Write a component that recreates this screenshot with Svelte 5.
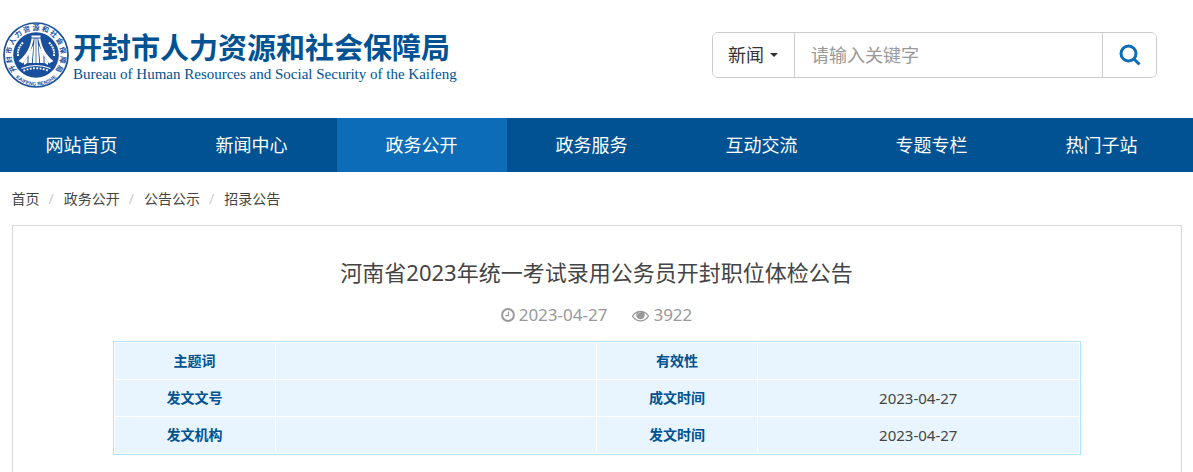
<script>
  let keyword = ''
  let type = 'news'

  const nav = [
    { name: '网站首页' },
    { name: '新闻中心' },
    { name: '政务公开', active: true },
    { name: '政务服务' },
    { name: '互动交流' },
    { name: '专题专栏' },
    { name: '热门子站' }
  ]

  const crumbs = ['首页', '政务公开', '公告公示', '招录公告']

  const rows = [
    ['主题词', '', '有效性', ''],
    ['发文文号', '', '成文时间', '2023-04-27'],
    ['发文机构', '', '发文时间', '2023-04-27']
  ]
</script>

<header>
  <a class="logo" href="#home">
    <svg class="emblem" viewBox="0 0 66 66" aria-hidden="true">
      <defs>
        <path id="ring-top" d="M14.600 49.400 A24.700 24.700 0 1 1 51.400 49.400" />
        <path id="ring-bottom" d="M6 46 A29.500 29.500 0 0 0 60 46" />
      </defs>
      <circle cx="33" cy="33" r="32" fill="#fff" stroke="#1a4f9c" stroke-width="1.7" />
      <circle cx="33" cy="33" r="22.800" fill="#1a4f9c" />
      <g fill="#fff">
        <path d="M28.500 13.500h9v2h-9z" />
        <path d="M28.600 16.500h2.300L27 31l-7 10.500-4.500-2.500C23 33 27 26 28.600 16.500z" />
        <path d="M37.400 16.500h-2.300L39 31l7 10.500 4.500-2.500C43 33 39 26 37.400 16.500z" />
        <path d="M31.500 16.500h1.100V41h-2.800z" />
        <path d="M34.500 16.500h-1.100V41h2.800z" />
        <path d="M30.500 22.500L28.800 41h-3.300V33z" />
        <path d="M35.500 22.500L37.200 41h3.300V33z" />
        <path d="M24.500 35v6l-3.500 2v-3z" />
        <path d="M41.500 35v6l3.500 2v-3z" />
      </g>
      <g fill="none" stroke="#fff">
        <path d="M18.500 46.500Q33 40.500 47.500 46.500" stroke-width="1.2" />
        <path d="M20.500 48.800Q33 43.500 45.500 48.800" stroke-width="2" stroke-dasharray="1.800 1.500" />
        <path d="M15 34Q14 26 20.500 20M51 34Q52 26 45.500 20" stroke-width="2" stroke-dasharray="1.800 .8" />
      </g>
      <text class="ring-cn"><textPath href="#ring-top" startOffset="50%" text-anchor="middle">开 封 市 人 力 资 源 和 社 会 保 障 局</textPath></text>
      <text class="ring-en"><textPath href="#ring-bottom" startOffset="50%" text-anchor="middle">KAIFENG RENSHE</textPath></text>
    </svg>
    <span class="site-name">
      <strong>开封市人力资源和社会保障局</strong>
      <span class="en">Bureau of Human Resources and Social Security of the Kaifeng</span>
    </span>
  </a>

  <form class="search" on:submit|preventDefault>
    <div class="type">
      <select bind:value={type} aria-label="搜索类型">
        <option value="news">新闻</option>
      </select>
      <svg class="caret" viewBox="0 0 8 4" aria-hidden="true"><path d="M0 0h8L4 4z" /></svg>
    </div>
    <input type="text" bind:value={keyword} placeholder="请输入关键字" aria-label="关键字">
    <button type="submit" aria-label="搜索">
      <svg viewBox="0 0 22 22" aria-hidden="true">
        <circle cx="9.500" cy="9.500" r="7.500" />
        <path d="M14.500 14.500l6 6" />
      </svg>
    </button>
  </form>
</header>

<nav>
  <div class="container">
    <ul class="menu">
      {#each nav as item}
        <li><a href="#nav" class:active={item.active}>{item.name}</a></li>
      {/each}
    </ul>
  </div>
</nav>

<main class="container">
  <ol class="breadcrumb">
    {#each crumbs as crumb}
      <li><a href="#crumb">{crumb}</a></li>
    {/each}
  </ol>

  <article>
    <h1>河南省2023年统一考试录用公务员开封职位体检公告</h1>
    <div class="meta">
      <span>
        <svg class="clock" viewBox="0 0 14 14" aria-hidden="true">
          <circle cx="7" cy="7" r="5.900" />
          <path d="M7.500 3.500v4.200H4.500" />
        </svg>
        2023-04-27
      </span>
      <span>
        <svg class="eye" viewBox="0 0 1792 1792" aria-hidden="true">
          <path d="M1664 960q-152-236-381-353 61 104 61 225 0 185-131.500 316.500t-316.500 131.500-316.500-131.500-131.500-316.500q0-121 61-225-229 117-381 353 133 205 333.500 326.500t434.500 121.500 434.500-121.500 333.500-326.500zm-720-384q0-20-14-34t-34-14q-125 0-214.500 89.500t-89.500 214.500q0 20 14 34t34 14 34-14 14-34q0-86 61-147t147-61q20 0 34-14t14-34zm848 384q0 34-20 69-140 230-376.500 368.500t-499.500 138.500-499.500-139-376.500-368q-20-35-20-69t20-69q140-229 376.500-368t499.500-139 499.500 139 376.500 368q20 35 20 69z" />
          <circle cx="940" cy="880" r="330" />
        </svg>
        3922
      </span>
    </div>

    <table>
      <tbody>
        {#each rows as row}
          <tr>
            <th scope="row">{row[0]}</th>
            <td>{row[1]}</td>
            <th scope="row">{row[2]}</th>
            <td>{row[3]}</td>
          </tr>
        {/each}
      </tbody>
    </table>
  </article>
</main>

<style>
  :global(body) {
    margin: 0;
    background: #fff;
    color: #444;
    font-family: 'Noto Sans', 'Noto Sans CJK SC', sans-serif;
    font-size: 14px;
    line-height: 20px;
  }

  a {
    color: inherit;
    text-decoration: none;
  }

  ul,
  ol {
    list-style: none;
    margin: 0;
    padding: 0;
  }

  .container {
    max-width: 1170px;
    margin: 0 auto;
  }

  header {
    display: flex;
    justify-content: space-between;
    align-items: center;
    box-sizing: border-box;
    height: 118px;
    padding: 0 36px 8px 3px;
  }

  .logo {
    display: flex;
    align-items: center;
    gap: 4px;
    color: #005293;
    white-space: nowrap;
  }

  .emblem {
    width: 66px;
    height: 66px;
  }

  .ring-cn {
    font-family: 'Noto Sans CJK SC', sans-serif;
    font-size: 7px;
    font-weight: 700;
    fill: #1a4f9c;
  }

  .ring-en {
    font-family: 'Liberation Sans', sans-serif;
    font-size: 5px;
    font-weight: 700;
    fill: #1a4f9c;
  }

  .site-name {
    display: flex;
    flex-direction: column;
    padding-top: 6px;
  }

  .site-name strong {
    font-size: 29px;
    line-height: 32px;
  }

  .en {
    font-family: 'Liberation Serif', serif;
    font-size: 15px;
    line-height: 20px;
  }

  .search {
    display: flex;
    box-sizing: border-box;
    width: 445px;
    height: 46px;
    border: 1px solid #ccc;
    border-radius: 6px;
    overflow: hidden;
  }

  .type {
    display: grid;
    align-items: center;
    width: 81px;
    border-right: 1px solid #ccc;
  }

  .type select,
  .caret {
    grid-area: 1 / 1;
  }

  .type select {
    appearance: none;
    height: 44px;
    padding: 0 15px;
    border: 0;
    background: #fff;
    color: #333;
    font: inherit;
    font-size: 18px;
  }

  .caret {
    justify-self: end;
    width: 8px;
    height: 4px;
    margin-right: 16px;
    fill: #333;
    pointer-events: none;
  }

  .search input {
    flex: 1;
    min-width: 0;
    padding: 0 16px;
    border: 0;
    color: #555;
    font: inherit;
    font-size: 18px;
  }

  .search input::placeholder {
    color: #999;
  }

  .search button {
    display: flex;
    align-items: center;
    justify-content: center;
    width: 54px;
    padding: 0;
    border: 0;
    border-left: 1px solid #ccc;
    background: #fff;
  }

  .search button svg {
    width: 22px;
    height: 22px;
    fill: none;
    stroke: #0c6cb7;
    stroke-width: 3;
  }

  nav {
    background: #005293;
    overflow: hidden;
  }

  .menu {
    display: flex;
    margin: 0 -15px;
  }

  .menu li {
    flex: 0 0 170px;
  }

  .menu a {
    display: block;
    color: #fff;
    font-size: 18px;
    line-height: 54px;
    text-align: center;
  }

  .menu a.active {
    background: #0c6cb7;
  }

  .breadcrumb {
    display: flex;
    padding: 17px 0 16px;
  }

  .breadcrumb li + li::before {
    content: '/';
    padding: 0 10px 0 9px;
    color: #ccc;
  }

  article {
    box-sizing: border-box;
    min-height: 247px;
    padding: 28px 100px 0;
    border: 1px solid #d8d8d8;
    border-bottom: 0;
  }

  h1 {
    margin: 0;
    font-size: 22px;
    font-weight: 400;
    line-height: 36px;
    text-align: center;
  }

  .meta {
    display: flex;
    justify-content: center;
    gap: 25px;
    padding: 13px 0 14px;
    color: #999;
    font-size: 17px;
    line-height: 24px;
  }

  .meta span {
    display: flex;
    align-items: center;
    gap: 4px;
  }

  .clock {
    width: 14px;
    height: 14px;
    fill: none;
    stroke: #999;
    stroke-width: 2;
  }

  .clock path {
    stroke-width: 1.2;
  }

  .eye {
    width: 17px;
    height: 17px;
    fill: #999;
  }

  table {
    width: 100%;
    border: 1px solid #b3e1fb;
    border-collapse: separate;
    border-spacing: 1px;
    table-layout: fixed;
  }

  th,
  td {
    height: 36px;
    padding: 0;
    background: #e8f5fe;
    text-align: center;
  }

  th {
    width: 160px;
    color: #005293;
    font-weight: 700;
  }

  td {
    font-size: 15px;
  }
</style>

● ● ● ● ● ● ●

**What the task requires**
Your task is to reproduce exactly the lines from the start of the data above through the line containing "const crumbs = ['首页', '政务公开', '公告公示', '招录公告']", leaving every picture out.

**The output**
Write a component that recreates this screenshot with Svelte 5.
<script>
  let keyword = ''
  let type = 'news'

  const nav = [
    { name: '网站首页' },
    { name: '新闻中心' },
    { name: '政务公开', active: true },
    { name: '政务服务' },
    { name: '互动交流' },
    { name: '专题专栏' },
    { name: '热门子站' }
  ]

  const crumbs = ['首页', '政务公开', '公告公示', '招录公告']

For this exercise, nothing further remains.